First came the virals videos of sloth migrating en masse. They moved like lightning, their claws digging furrows into the earth.
Then came the jail breaks out of zoos, and abruptly, it wasn’t quite so funny. Every sloth on every continent was moving towards a single point in North America.
We’d already known that sloths could swim well. That was supposed to be the one thing they were good at.
When navy vessels started to report being overwhelmed by seaborne sloths, their supplies devoured and fishing nets coming up empty, people really started panicking.
The coastguard came in an attempt to intervene, but all the king’s horses and all the king’s water skis couldn’t keep them from collecting on top of Owensboro Kentucky, temporarily the sloth capital of the planet.

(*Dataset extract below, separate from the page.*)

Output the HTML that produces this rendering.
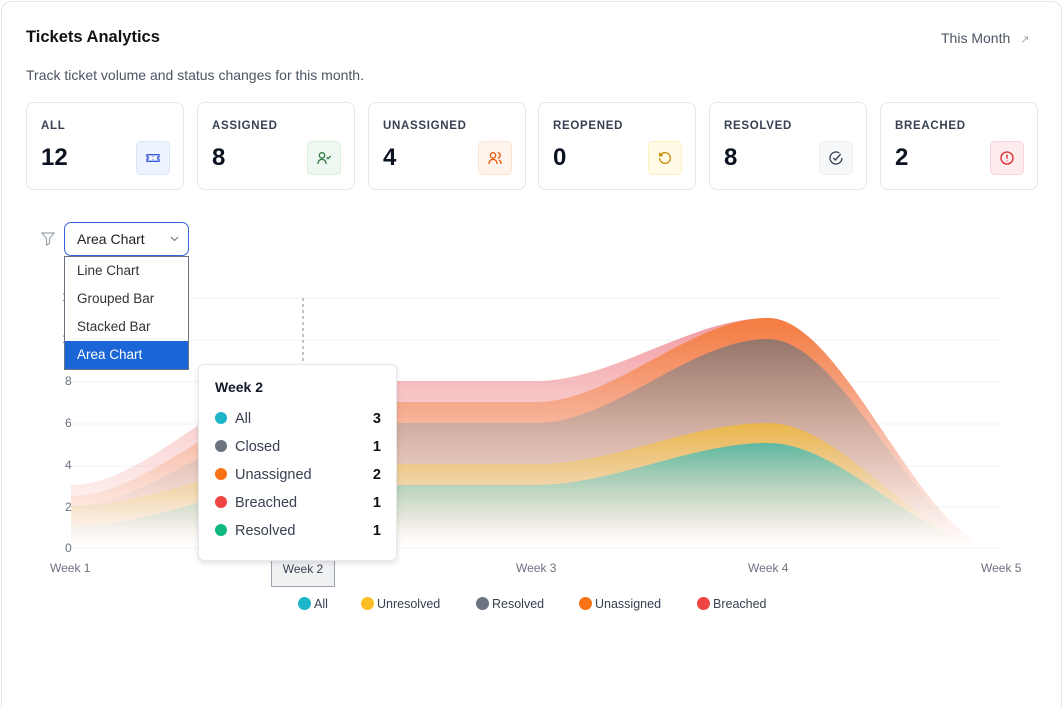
<!DOCTYPE html>
<html><head><meta charset="utf-8"><style>
*{box-sizing:border-box;margin:0;padding:0}
html{width:1063px;height:708px;overflow:hidden}
body{width:1063px;height:708px;background:#fff;font-family:"Liberation Sans",sans-serif;position:relative;overflow:hidden;color:#111827}
.frame{position:absolute;left:1px;top:1px;width:1061px;height:707px;border:1px solid #e5e7eb;border-bottom:none;border-radius:10px 10px 0 0}
.title{position:absolute;left:26px;top:28px;font-size:16.5px;font-weight:bold;color:#111}
.sub{position:absolute;left:26px;top:67px;font-size:14px;color:#4b5563}
.month{position:absolute;left:941px;top:30px;font-size:14px;color:#4b5563}
.month span{font-size:11px;margin-left:10px;color:#9ca3af}
.card{position:absolute;top:102px;width:158px;height:88px;border:1px solid #e5e7eb;border-radius:8px}
.card .l{position:absolute;left:14px;top:17px;font-size:11.5px;font-weight:bold;letter-spacing:.7px;color:#374151}
.card .n{position:absolute;left:14px;top:41px;font-size:24px;font-weight:bold;color:#0b1220}
.card .ic{position:absolute;left:109px;top:38px;width:34px;height:34px;border-radius:5px;border:1px solid;display:flex;align-items:center;justify-content:center}
.dd{position:absolute;left:64px;top:222px;width:125px;height:34px;border:1px solid #3b63d8;border-radius:7px;font-size:14px;padding:8px 12px;color:#222}
.list{position:absolute;left:64px;top:256px;width:125px;height:114px;border:1px solid #6b7280;background:#fff;font-size:13.5px}
.list div{height:28px;line-height:28px;padding-left:12px;color:#333}
.list .sel{background:#1a66d6;color:#fff}
.ax{position:absolute;font-size:12px;color:#6b7280}
.tip{position:absolute;left:198px;top:364px;width:199px;height:197px;background:#fff;border:1px solid #e5e7eb;border-radius:6px;box-shadow:0 2px 6px rgba(0,0,0,.12)}
.tip h4{position:absolute;left:16px;top:14px;font-size:14px}
.row{position:absolute;left:16px;width:166px;font-size:14.5px;color:#374151}
.row i{display:inline-block;width:12px;height:12px;border-radius:50%;vertical-align:-1px;margin-right:8px}
.row b{position:absolute;right:0;color:#111}
.leg{position:absolute;top:597px;font-size:12.5px;color:#374151}
.leg i{display:inline-block;width:13px;height:13px;border-radius:50%;vertical-align:-2px;margin-right:3px}
</style></head><body>
<div class="frame"></div>
<div class="title">Tickets Analytics</div>
<div class="sub">Track ticket volume and status changes for this month.</div>
<div class="month">This Month<span>↗</span></div>

<div class="card" style="left:26px"><div class="l">ALL</div><div class="n">12</div><div class="ic" style="background:#eef4ff;border-color:#dbe5fb"><svg width="16" height="16" viewBox="0 0 24 24" fill="none" stroke="#3b5bdb" stroke-width="2"><path d="M3 7h18v3a2 2 0 0 0 0 4v3H3v-3a2 2 0 0 0 0-4z"/><path d="M12 9v1M12 14v1"/></svg></div></div>
<div class="card" style="left:197px"><div class="l">ASSIGNED</div><div class="n">8</div><div class="ic" style="background:#eef8f0;border-color:#d7eedc"><svg width="16" height="16" viewBox="0 0 24 24" fill="none" stroke="#2f7d46" stroke-width="2"><circle cx="9" cy="8" r="4"/><path d="M3 21v-1a6 6 0 0 1 12 0v1M16 11l2 2 4-4"/></svg></div></div>
<div class="card" style="left:368px"><div class="l">UNASSIGNED</div><div class="n">4</div><div class="ic" style="background:#fff4ec;border-color:#fde3d0"><svg width="16" height="16" viewBox="0 0 24 24" fill="none" stroke="#ea580c" stroke-width="2"><circle cx="9" cy="8" r="4"/><path d="M3 21v-1a6 6 0 0 1 12 0v1M16 4a4 4 0 0 1 0 8M21 21v-1a6 6 0 0 0-3-5"/></svg></div></div>
<div class="card" style="left:538px"><div class="l">REOPENED</div><div class="n">0</div><div class="ic" style="background:#fffbe6;border-color:#fbf0c0"><svg width="16" height="16" viewBox="0 0 24 24" fill="none" stroke="#ca8a04" stroke-width="2"><path d="M4 12a8 8 0 1 0 2.5-5.8L4 8.5M4 4v4.5h4.5"/></svg></div></div>
<div class="card" style="left:709px"><div class="l">RESOLVED</div><div class="n">8</div><div class="ic" style="background:#f7f8fa;border-color:#eceef2"><svg width="16" height="16" viewBox="0 0 24 24" fill="none" stroke="#374151" stroke-width="2"><path d="M21 12a9 9 0 1 1-4-7.5"/><path d="M8 12l3 3 8-9"/></svg></div></div>
<div class="card" style="left:880px"><div class="l">BREACHED</div><div class="n">2</div><div class="ic" style="background:#fdecee;border-color:#f9d4d8"><svg width="16" height="16" viewBox="0 0 24 24" fill="none" stroke="#dc2626" stroke-width="2"><circle cx="12" cy="12" r="9"/><path d="M12 7v6M12 16v1"/></svg></div></div>

<svg style="position:absolute;left:0;top:0" width="1063" height="708">
<defs>
<linearGradient id="gp" gradientUnits="userSpaceOnUse" x1="0" y1="318" x2="0" y2="548"><stop offset="0" stop-color="#ef8f98" stop-opacity=".9"/><stop offset="1" stop-color="#f6b3a8" stop-opacity="0"/></linearGradient>
<linearGradient id="go" gradientUnits="userSpaceOnUse" x1="0" y1="318" x2="0" y2="548"><stop offset="0" stop-color="#f47a3a" stop-opacity=".95"/><stop offset="1" stop-color="#f9c0a0" stop-opacity="0"/></linearGradient>
<linearGradient id="gb" gradientUnits="userSpaceOnUse" x1="0" y1="339" x2="0" y2="548"><stop offset="0" stop-color="#94756a"/><stop offset=".7" stop-color="#e5cfc8" stop-opacity=".6"/><stop offset="1" stop-color="#fff" stop-opacity="0"/></linearGradient>
<linearGradient id="gy" gradientUnits="userSpaceOnUse" x1="0" y1="423" x2="0" y2="548"><stop offset="0" stop-color="#ebb64a"/><stop offset=".6" stop-color="#f4dca8" stop-opacity=".6"/><stop offset="1" stop-color="#fff" stop-opacity="0"/></linearGradient>
<linearGradient id="gg" gradientUnits="userSpaceOnUse" x1="0" y1="443" x2="0" y2="548"><stop offset="0" stop-color="#5cb8a2"/><stop offset=".7" stop-color="#d6e5dc" stop-opacity=".6"/><stop offset="1" stop-color="#fff" stop-opacity="0"/></linearGradient>
</defs>
<g stroke="#f1f3f6" stroke-width="1">
<line x1="71" y1="298" x2="1000" y2="298"/><line x1="71" y1="340" x2="1000" y2="340"/><line x1="71" y1="382" x2="1000" y2="382"/><line x1="71" y1="424" x2="1000" y2="424"/><line x1="71" y1="466" x2="1000" y2="466"/><line x1="71" y1="507" x2="1000" y2="507"/><line x1="71" y1="548" x2="1000" y2="548"/>
</g>
<path fill="url(#gp)" d="M71,485 C148,485 226,381 303,381 C380,381 459,381 536,381 C613,381 691,318 768,318 C845,318 923,548 1000,548 L71,548Z"/>
<path fill="url(#go)" d="M71,496 C148,496 226,402 303,402 C380,402 459,402 536,402 C613,402 691,318 768,318 C845,318 923,548 1000,548 L71,548Z"/>
<path fill="url(#gb)" d="M71,506 C148,506 226,423 303,423 C380,423 459,423 536,423 C613,423 691,339 768,339 C845,339 923,548 1000,548 L71,548Z"/>
<path fill="url(#gy)" d="M71,506 C148,506 226,464 303,464 C380,464 459,464 536,464 C613,464 691,423 768,423 C845,423 923,548 1000,548 L71,548Z"/>
<path fill="url(#gg)" d="M71,527 C148,527 226,485 303,485 C380,485 459,485 536,485 C613,485 691,443 768,443 C845,443 923,548 1000,548 L71,548Z"/>
<line x1="303" y1="298" x2="303" y2="548" stroke="#888" stroke-dasharray="3 3"/>
<path d="M42 233h12l-4.5 5.5v5l-3 1.5v-6.5z" fill="none" stroke="#9ca3af" stroke-width="1.2"/>
</svg>

<div class="ax" style="left:62px;top:290px">1</div>
<div class="ax" style="left:62px;top:332px">1</div>
<div class="ax" style="left:65px;top:374px">8</div>
<div class="ax" style="left:65px;top:416px">6</div>
<div class="ax" style="left:65px;top:458px">4</div>
<div class="ax" style="left:65px;top:500px">2</div>
<div class="ax" style="left:65px;top:541px">0</div>
<div class="ax" style="left:50px;top:561px">Week 1</div>
<div class="ax" style="left:271px;top:558px;width:64px;height:29px;border:1px solid #9ca3af;background:#f0f1f3;text-align:center;padding-top:3px;color:#374151">Week 2</div>
<div class="ax" style="left:516px;top:561px">Week 3</div>
<div class="ax" style="left:748px;top:561px">Week 4</div>
<div class="ax" style="left:981px;top:561px">Week 5</div>

<div class="dd">Area Chart<svg style="position:absolute;right:9px;top:13px" width="9" height="6" viewBox="0 0 9 6"><path d="M1 1l3.5 3.5L8 1" fill="none" stroke="#6b7280" stroke-width="1.1"/></svg></div>
<div class="list"><div>Line Chart</div><div>Grouped Bar</div><div>Stacked Bar</div><div class="sel">Area Chart</div></div>

<div class="tip"><h4>Week 2</h4>
<div class="row" style="top:46px"><i style="background:#1fb5c9"></i>All<b>3</b></div>
<div class="row" style="top:74px"><i style="background:#6b7280"></i>Closed<b>1</b></div>
<div class="row" style="top:102px"><i style="background:#f97316"></i>Unassigned<b>2</b></div>
<div class="row" style="top:130px"><i style="background:#ef4444"></i>Breached<b>1</b></div>
<div class="row" style="top:158px"><i style="background:#10b981"></i>Resolved<b>1</b></div>
</div>

<div class="leg" style="left:298px"><i style="background:#1fb5c9"></i>All</div>
<div class="leg" style="left:361px"><i style="background:#fbbf24"></i>Unresolved</div>
<div class="leg" style="left:476px"><i style="background:#6b7280"></i>Resolved</div>
<div class="leg" style="left:579px"><i style="background:#f97316"></i>Unassigned</div>
<div class="leg" style="left:697px"><i style="background:#ef4444"></i>Breached</div>
</body></html>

As one, they hooked into the internet.
Sites went down like wildfire from a concerted effort of sloth based hacks, viruses, and trojan horses. All computers infected joined into the sloth mind, fingers and CPUs donating their finite space to the final calculation.
Biologists approached after month one. People who had spent their entire lives studying sloths, taking care of them.
At first, people decried the loss of life, fearing the worst, as all plant life had been devoured in Owensboro, and the few people still left in the city were hard to contact with all lines of communication taken up by sloth-calculations.
But the slothes parted as the sloth scientists entered inside. Nobody harassed them. Nobody touched them.
Sloths are clawed creatures capable of destroyed human bones and skin, and none touched the scientists.
At the center of the grand collection of sloths of all kind rose a great structure. A tower carved out of obsidian and the bones of the fallen. A mass grave for all of sloth kind, whether it be the fossilized bones of the Megatherium to the tiny bones of the pygmy three toed sloth. There were names on every inch of it. Primitive things written in a trinary computer code.
It was time.
The sloths piled into their great monolith that stretched into the heavens, larger than the greatest human towers, and the great sloth mind invited the scientists to join them.
They had taken care of them when they were busy. They had fed them when they could not. They had tried to save their delicate computation equipment all these years, and stopped at nothing to understand them.
The sloths could only see wonder and art in that, and the sloth mind had nothing but love for the creatures of Earth.
All but one of the scientists joined into the monolith.
The Sloth-Mind would take care of them while they went to their next location. Just as humanity had sought to understand their planet, the sloth-mind would understand the universe.
One was left behind, a young man who had freshly graduated and had been an intern.
On the week after the sloth-exodus, as the world recovered from the shock of no longer being the most intelligent species they knew of, he mounted the stage.
“They’re expecting us to join them within the next century,” He said. “They’ll have cities ready for us at their great college. They’re interested in what we have to bring. The great Sloths of the universe are waiting for us.”
And distantly, at the Great College of Carcossloth, where the yellow sun gleams distantly overhead, and all is still except for the whispers of the unknown, a monolith landed.
And the great professors of the universe rejoined the galactic forum, having learned from their longest quest.